The area is also home to a large prawn fishing fleet, which resides in a marina associated with an extensive residential development. During the prawning season, trawlers anchor in Moonta Bay damaging the benthic habitat. Up to 30 trawlers have been seen anchored at a time, some washing down equipment and decks into the bay adding to the nutrient load.
An evaluation of potential threats to water quality predicted that the biounit was likely to be in Good condition.
In autumn 2022 a total of 6 sites were monitored to assess the condition of the Tiparra biounit. Cape Elizabeth (m0133) was replaced with Cape Elizabeth South (m0146), this was the first time this site has been monitored. All sites containing seagrass habitat within Tiparra biounit experienced a gain in percent cover. Total seagrass percent cover has increased to return to similar cover reported earlier in 2010. Sites that contained reef that were monitored both years remained stable. The new reef site has impacted the overall condition of reef habitat in the biounit. For comparable analysis only sites that were assessed each year were used for score development. The score for Tiparra has remained as Good.
The condition of habitats in waters between 2–15 m deep throughout the Tiparra biounit was assessed based on monitoring data collected during autumn 2022. Areas within the biounit deeper than 15 m are not included as a part of this assessment. Of the habitat monitored, 27% was reef, 43% was seagrass and the remainder 30% was bare sand.
When comparing sites that were assessed both years, there was an increase of around 20% in the total percent cover of seagrass from 2016. This was largely driven by Moonta Inner (m0132), Moonta Bay (m0134) and Wallaroo (m0135) as these sites contained dense continuous Posidoina spp meadows. Epiphyte loads have increased at every site, with tripling of loads throughout the biounit.
North Beach (m0149) was the only site in which the habitat was quite variable; Posidonia spp., Halophila spp. and Zostera spp. were observed, but total seagrass was less than 20% of the habitat. Posidonia spp. is now present and there has been an increase in the percent cover of Halophila. Although diverse in seagrass species, this site reflect a system with a disturbance gradient of Very Poor. Bioturbation in the sediment has increased from 2016 along with epiphyte loads on seagrass. The presence of microphytobenthos can be seen throughout the site, along with nutrient enrichment indicator species like European fan worms (Sabella spallanzanii). Phytoplankton community composition shows that Fp ratios have increased, and larger chlorophyll pigments are now prevalent indicating the system has changed from oligotrophic to mesotrophic conditions.
Cape Elizabeth Inner (m0145) remained largely unchanged from 2016 monitoring. It was dominated by big browns and small reds (Asparagopsis spp.), had low sedimentation and low amounts of turfing algae, and the presence of opportunistic algae has been recorded for the first time.

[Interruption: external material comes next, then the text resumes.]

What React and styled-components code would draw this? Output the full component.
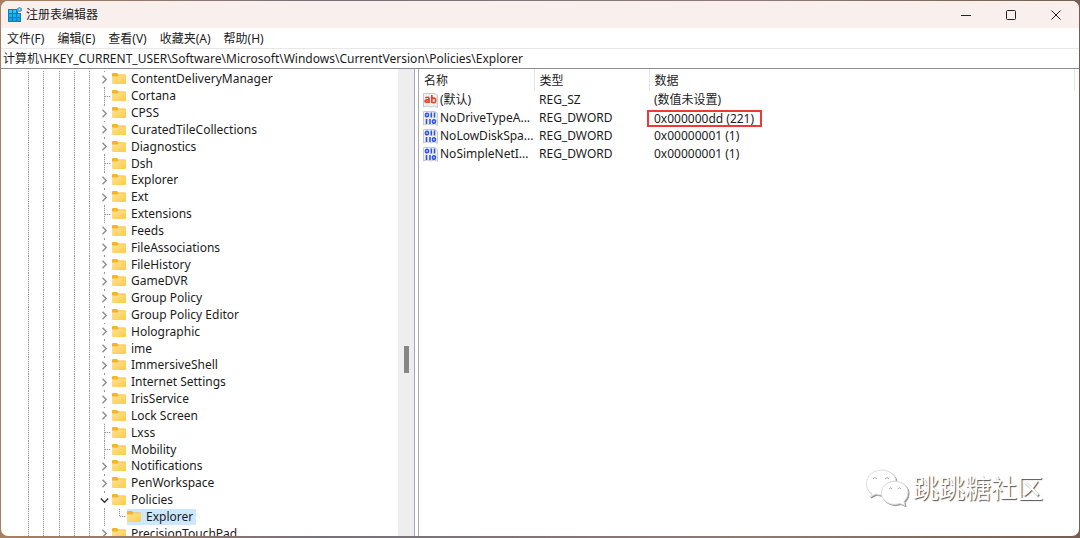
import React, {useState} from "react";
import styled, {createGlobalStyle} from "styled-components";

const keys = [
    {name: "ContentDeliveryManager", kids: true},
    {name: "Cortana"},
    {name: "CPSS", kids: true},
    {name: "CuratedTileCollections", kids: true},
    {name: "Diagnostics", kids: true},
    {name: "Dsh"},
    {name: "Explorer", kids: true},
    {name: "Ext", kids: true},
    {name: "Extensions"},
    {name: "Feeds", kids: true},
    {name: "FileAssociations", kids: true},
    {name: "FileHistory", kids: true},
    {name: "GameDVR", kids: true},
    {name: "Group Policy", kids: true},
    {name: "Group Policy Editor", kids: true},
    {name: "Holographic", kids: true},
    {name: "ime", kids: true},
    {name: "ImmersiveShell", kids: true},
    {name: "Internet Settings", kids: true},
    {name: "IrisService", kids: true},
    {name: "Lock Screen", kids: true},
    {name: "Lxss"},
    {name: "Mobility"},
    {name: "Notifications", kids: true},
    {name: "PenWorkspace", kids: true},
    {name: "Policies", kids: true, open: true},
    {name: "Explorer", child: true},
    {name: "PrecisionTouchPad", kids: true},
];

const values = [
    {name: "(默认)", type: "REG_SZ", data: "(数值未设置)"},
    {name: "NoDriveTypeA...", type: "REG_DWORD", data: "0x000000dd (221)", marked: true},
    {name: "NoLowDiskSpa...", type: "REG_DWORD", data: "0x00000001 (1)"},
    {name: "NoSimpleNetI...", type: "REG_DWORD", data: "0x00000001 (1)"},
];

const menus = ["文件(F)", "编辑(E)", "查看(V)", "收藏夹(A)", "帮助(H)"];

function AppIcon() {
    return (
        <svg width="16" height="16" viewBox="0 0 16 16">
            <path d="M1 2h10v4h3v9H1z" fill="#0c7fb8"/>
            <path d="M2 3h3v3H2zM6 3h3v3H6z" fill="#36c0f0"/>
            <path d="M2 7h3v3H2zM6 7h3v3H6zM10 7h3v3h-3z" fill="#22aee8"/>
            <path d="M2 11h3v3H2zM6 11h3v3H6zM10 11h3v3h-3z" fill="#1b9fdc"/>
            <path d="M12.500 0L15 1.300v2.700l-2.500 1.300L10 4V1.300z" fill="#4aa6d0"/>
            <circle cx="12.500" cy="2.600" r="1" fill="#a8e2f7"/>
        </svg>
    );
}

function FolderIcon() {
    return (
        <svg width="14" height="12" viewBox="0 0 14 12">
            <defs>
                <linearGradient id="folder" x1="0" y1="0" x2="1" y2="1">
                    <stop offset="0" stopColor="#ffe39a"/>
                    <stop offset="1" stopColor="#fccb45"/>
                </linearGradient>
            </defs>
            <path d="M0 1q0-1 1-1h4l1.300 1.500H13q1 0 1 1V6H0z" fill="#f5b424"/>
            <path d="M0 3.500h5.500l1.200-1.200H14V10q0 1-1 1H1q-1 0-1-1z" fill="url(#folder)"/>
        </svg>
    );
}

function ValueIcon({text}) {
    return (
        <svg width="15" height="15" viewBox="0 0 15 15">
            <path d="M.5.5h11.500l2.500 2v12l-3-1.500-3.500 1-3.500-1-4 1z" fill="#eef0f3" stroke="#c6cad0"/>
            {text ? (
                <g fill="none" stroke="#e0472a" strokeWidth="1.700">
                    <path d="M2.300 4.800q3.700-1.500 3.700.9V10M6 7q-3.900-.3-3.900 1.300T6 8.800M8.800 2v8M8.800 5.800q3.900-1.800 3.900 1.500t-3.900 1.900"/>
                </g>
            ) : (
                <g fill="none" stroke="#2e55e6" strokeWidth="1.600">
                    <ellipse cx="4" cy="4" rx="1.500" ry="1.800"/>
                    <path d="M8.300 1.500v5M11.500 1.500v5M3.500 8v5M7 8v5"/>
                    <ellipse cx="11" cy="10.500" rx="1.500" ry="1.800"/>
                </g>
            )}
        </svg>
    );
}

function Chevron({open}) {
    return (
        <svg width="9" height="9" viewBox="0 0 9 9" fill="none" stroke={open ? "#333" : "#8c8c8c"} strokeWidth="1.400">
            <path d={open ? "M.8 2.500l3.700 3.700 3.700-3.700" : "M2.500.8l3.700 3.700-3.700 3.700"}/>
        </svg>
    );
}

function TreeRow({item, selected, onSelect}) {
    return (
        <Row>
            <Guides><i/><i/><i/><i/><i/></Guides>
            <Joint $branch={!item.kids && !item.child}>
                {item.kids && <Toggle aria-label={item.name}><Chevron open={item.open}/></Toggle>}
            </Joint>
            {item.child && <Joint $branch $corner/>}
            <KeyButton $selected={selected} onClick={onSelect}>
                <FolderIcon/>
                <span>{item.name}</span>
            </KeyButton>
        </Row>
    );
}

function Watermark() {
    return (
        <Mark>
            <svg width="44" height="38" viewBox="0 0 44 38" fill="#fff" stroke="#ddd" strokeWidth="1">
                <path d="M7 25C-2 19 .5 6 10 2.500c9-4 20 .5 21 9.500-8 0-15 5-14 14-2 .2-4-.2-6-1l-6 3z"/>
                <path d="M30 12.500c8 0 13 5 13 11 0 4-2 7-4 9l1 4-5-2c-9 3-18-2-18.500-10C16 18 22 12.500 30 12.500z"/>
                <path d="M8 10q2-3 4 0M20 10q2-3 4 0M24 20q1.500-2.500 3 0M33 20q1.500-2.500 3 0" fill="none" stroke="#aaa"/>
            </svg>
            <span>跳跳糖社区</span>
        </Mark>
    );
}

export default function App() {
    const [selected, setSelected] = useState(26);

    return (
        <Desktop>
            <GlobalStyle/>
            <Window>
                <TitleBar>
                    <AppIcon/>
                    <h1>注册表编辑器</h1>
                    <WindowButton aria-label="最小化">
                        <svg width="10" height="10" viewBox="0 0 10 10"><path d="M0 5.500h10"/></svg>
                    </WindowButton>
                    <WindowButton aria-label="最大化">
                        <svg width="10" height="10" viewBox="0 0 10 10"><rect x=".5" y=".5" width="9" height="9" rx="1"/></svg>
                    </WindowButton>
                    <WindowButton aria-label="关闭">
                        <svg width="10" height="10" viewBox="0 0 10 10"><path d="M.5.5l9 9M9.500.5l-9 9"/></svg>
                    </WindowButton>
                </TitleBar>
                <MenuBar>
                    {menus.map((menu) => <button key={menu}>{menu}</button>)}
                </MenuBar>
                <Address
                    aria-label="地址"
                    defaultValue="计算机\HKEY_CURRENT_USER\Software\Microsoft\Windows\CurrentVersion\Policies\Explorer"
                />
                <Panes>
                    <TreePane>
                        <Tree>
                            {keys.map((item, index) => (
                                <TreeRow
                                    key={index}
                                    item={item}
                                    selected={index === selected}
                                    onSelect={() => setSelected(index)}
                                />
                            ))}
                        </Tree>
                        <ScrollTrack><ScrollThumb/></ScrollTrack>
                    </TreePane>
                    <ValuePane>
                        <ValueTable>
                            <colgroup>
                                <col width="115"/>
                                <col width="115"/>
                                <col/>
                            </colgroup>
                            <thead>
                                <tr><th>名称</th><th>类型</th><th>数据</th></tr>
                            </thead>
                            <tbody>
                                {values.map((value) => (
                                    <tr key={value.name}>
                                        <td>
                                            <ValueName>
                                                <ValueIcon text={value.type === "REG_SZ"}/>
                                                <span>{value.name}</span>
                                            </ValueName>
                                        </td>
                                        <td>{value.type}</td>
                                        <td>{value.marked ? <Marked>{value.data}</Marked> : value.data}</td>
                                    </tr>
                                ))}
                            </tbody>
                        </ValueTable>
                    </ValuePane>
                </Panes>
                <Watermark/>
            </Window>
        </Desktop>
    );
}

const GlobalStyle = createGlobalStyle`
    * {
        box-sizing: border-box;
    }

    body {
        margin: 0;
    }

    body, button, input {
        font-family: "Noto Sans", "Noto Sans CJK SC", sans-serif;
        font-size: 12px;
        line-height: 16px;
        color: #1c1c1c;
    }

    button {
        padding: 0;
        border: none;
        background: none;
    }

    svg {
        display: block;
        flex-shrink: 0;
    }
`;

const Desktop = styled.div`
    height: 100vh;
    padding: 1px 1px 2px;
    background: linear-gradient(90deg, #a9805f, #77707c 30%, #8d7a74 70%, #765f52);
`;

const Window = styled.div`
    position: relative;
    display: flex;
    flex-direction: column;
    height: 100%;
    overflow: hidden;
    border-radius: 7px;
    background: #fff;
`;

const TitleBar = styled.header`
    display: flex;
    align-items: center;
    height: 27px;
    padding: 0 1px 0 6px;
    background: #f9f0ee;

    h1 {
        flex: 1;
        margin: 0 0 0 3px;
        font-size: 12px;
        font-weight: 400;
    }
`;

const WindowButton = styled.button`
    display: flex;
    align-items: center;
    justify-content: center;
    width: 45px;
    height: 27px;

    svg {
        fill: none;
        stroke: #222;
    }
`;

const MenuBar = styled.nav`
    display: flex;
    gap: 13px;
    height: 20px;
    padding: 2px 6px 0;
`;

const Address = styled.input`
    height: 21px;
    padding: 0 2px 1px;
    border: none;
    border-top: 1px solid #e8e8e8;
    border-bottom: 1px solid #8a8d98;
    outline: none;
`;

const Panes = styled.main`
    display: flex;
    flex: 1;
    min-height: 0;
`;

const TreePane = styled.section`
    display: flex;
    width: 414px;
    max-width: 50%;
    overflow: hidden;
    border-right: 1px solid #a5a9b4;
`;

const Tree = styled.div`
    display: flex;
    flex: 1;
    flex-direction: column;
    margin-bottom: -6px;
    padding-top: 2px;
`;

const Row = styled.div`
    display: flex;
    flex: 1 0 0;
    align-items: center;
    padding-left: 20px;
`;

const Guides = styled.span`
    display: flex;
    align-self: stretch;
    width: 76px;

    i {
        flex: 1;
        background: repeating-linear-gradient(#999 0 1px, #e4e4e4 1px 2px) center / 1px 100% no-repeat;
    }
`;

const Joint = styled.span`
    display: flex;
    align-items: center;
    justify-content: center;
    align-self: stretch;
    width: 15px;
    background-image:
        repeating-linear-gradient(#999 0 1px, #e4e4e4 1px 2px),
        ${(p) => (p.$branch ? "repeating-linear-gradient(90deg, #999 0 1px, #e4e4e4 1px 2px)" : "none")};
    background-position: 7px 0, 8px 50%;
    background-size: 1px ${(p) => (p.$corner ? "50%" : "100%")}, 6px 1px;
    background-repeat: no-repeat;
`;

const Toggle = styled.button`
    display: flex;
    padding: 3px 0;
    background: #fff;
`;

const KeyButton = styled.button`
    display: flex;
    align-items: center;
    align-self: stretch;
    gap: 5px;
    padding: 0 3px 0 0;
    white-space: nowrap;
    background: ${(p) => (p.$selected ? "#cce8ff" : "none")};
`;

const ScrollTrack = styled.div`
    display: flex;
    align-items: center;
    justify-content: center;
    width: 16px;
    padding-top: 114px;
    background: #eee;
`;

const ScrollThumb = styled.div`
    width: 5px;
    height: 27px;
    background: #868686;
`;

const ValuePane = styled.section`
    flex: 1;
    min-width: 0;
    margin-left: 3px;
    padding-right: 4px;
    border-left: 1px solid #a5a9b4;
`;

const ValueTable = styled.table`
    width: 100%;
    table-layout: fixed;
    border-collapse: collapse;

    th {
        height: 22px;
        padding: 1px 5px 0;
        border-right: 1px solid #e5e5e5;
        font-weight: 400;
        text-align: left;
    }

    td {
        height: 18px;
        padding: 0 0 0 5px;
        white-space: nowrap;
    }

    td:first-child {
        padding-left: 4px;
    }
`;

const ValueName = styled.span`
    display: flex;
    align-items: center;
    gap: 2px;
`;

const Marked = styled.span`
    display: block;
    width: fit-content;
    margin-left: -7px;
    padding: 0 6px 0 5px;
    border: 2px solid #ed3a38;
    line-height: 13px;
`;

const Mark = styled.div`
    position: absolute;
    right: 36px;
    bottom: 29px;
    display: flex;
    align-items: center;
    gap: 4px;
    color: #fff;
    font-size: 26px;
    line-height: 38px;
    text-shadow: 1px 1px 1px #555;

    svg {
        filter: drop-shadow(1px 1px 0 #888);
    }
`;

Cape Elizabeth Outer (m0146) which is just outside of the SSG Eastern Marine Park, displayed very similar reef structure to Cape Elizabeth Inner. However, algal communities established on the reef were quite different with turfing algae and small reds being the dominant species. This may be the natural state of this reef or impacts from fishing may be observed. Biodiversity in algal communities can be lost with the removal of fish species that usually garden reefs and control turfing algae.
Phytoplankton community composition throughout the biounit (with the exception of Cape Elizabeth Outer (m0146)) showed that bioavailable nutrients have increased considerably. This coincides with increases in epiphytic load on seagrass, increased turfing algae on reefs and the presence opportunistic algaes. At the time of sampling, water chemistry showed nutrient levels were consistently low across the biounit, with the exception of m0145 which had slightly elevated levels of nitrogen and phosphorus.
Pressures and management responses
Stormwater runoff from the coastal towns discharges nutrient and sediment loads to the nearshore waters
The District Council of the Copper Coast is systematically improving the stormwater discharge points within their jurisdiction. The significant upgrade to the Rossiters Rd and Otago Drive discharge points are major achievements. Grants obtained from the NRM will see further improvements to two discharge points utilising vegetation to improve the quality of the discharged water. The main Wallaroo discharge point (Office Beach) has been improved with a significant upgrade planned in conjunction with the development of the old Pivot site.
Coastal development is likely to increase the number and density of septic tanks which will contribute nutrients into shallow ground waters which will flow to the sea
Moonta and Wallaroo now have modern sewerage systems with sufficient connections making this scenario highly unlikely. Council will be encouraging infill development that is connected to these schemes. The only area of concern is the North Beach catchment as it currently relies on septic systems. The Council continues to progress connections to the CWMS throughout its jurisdiction.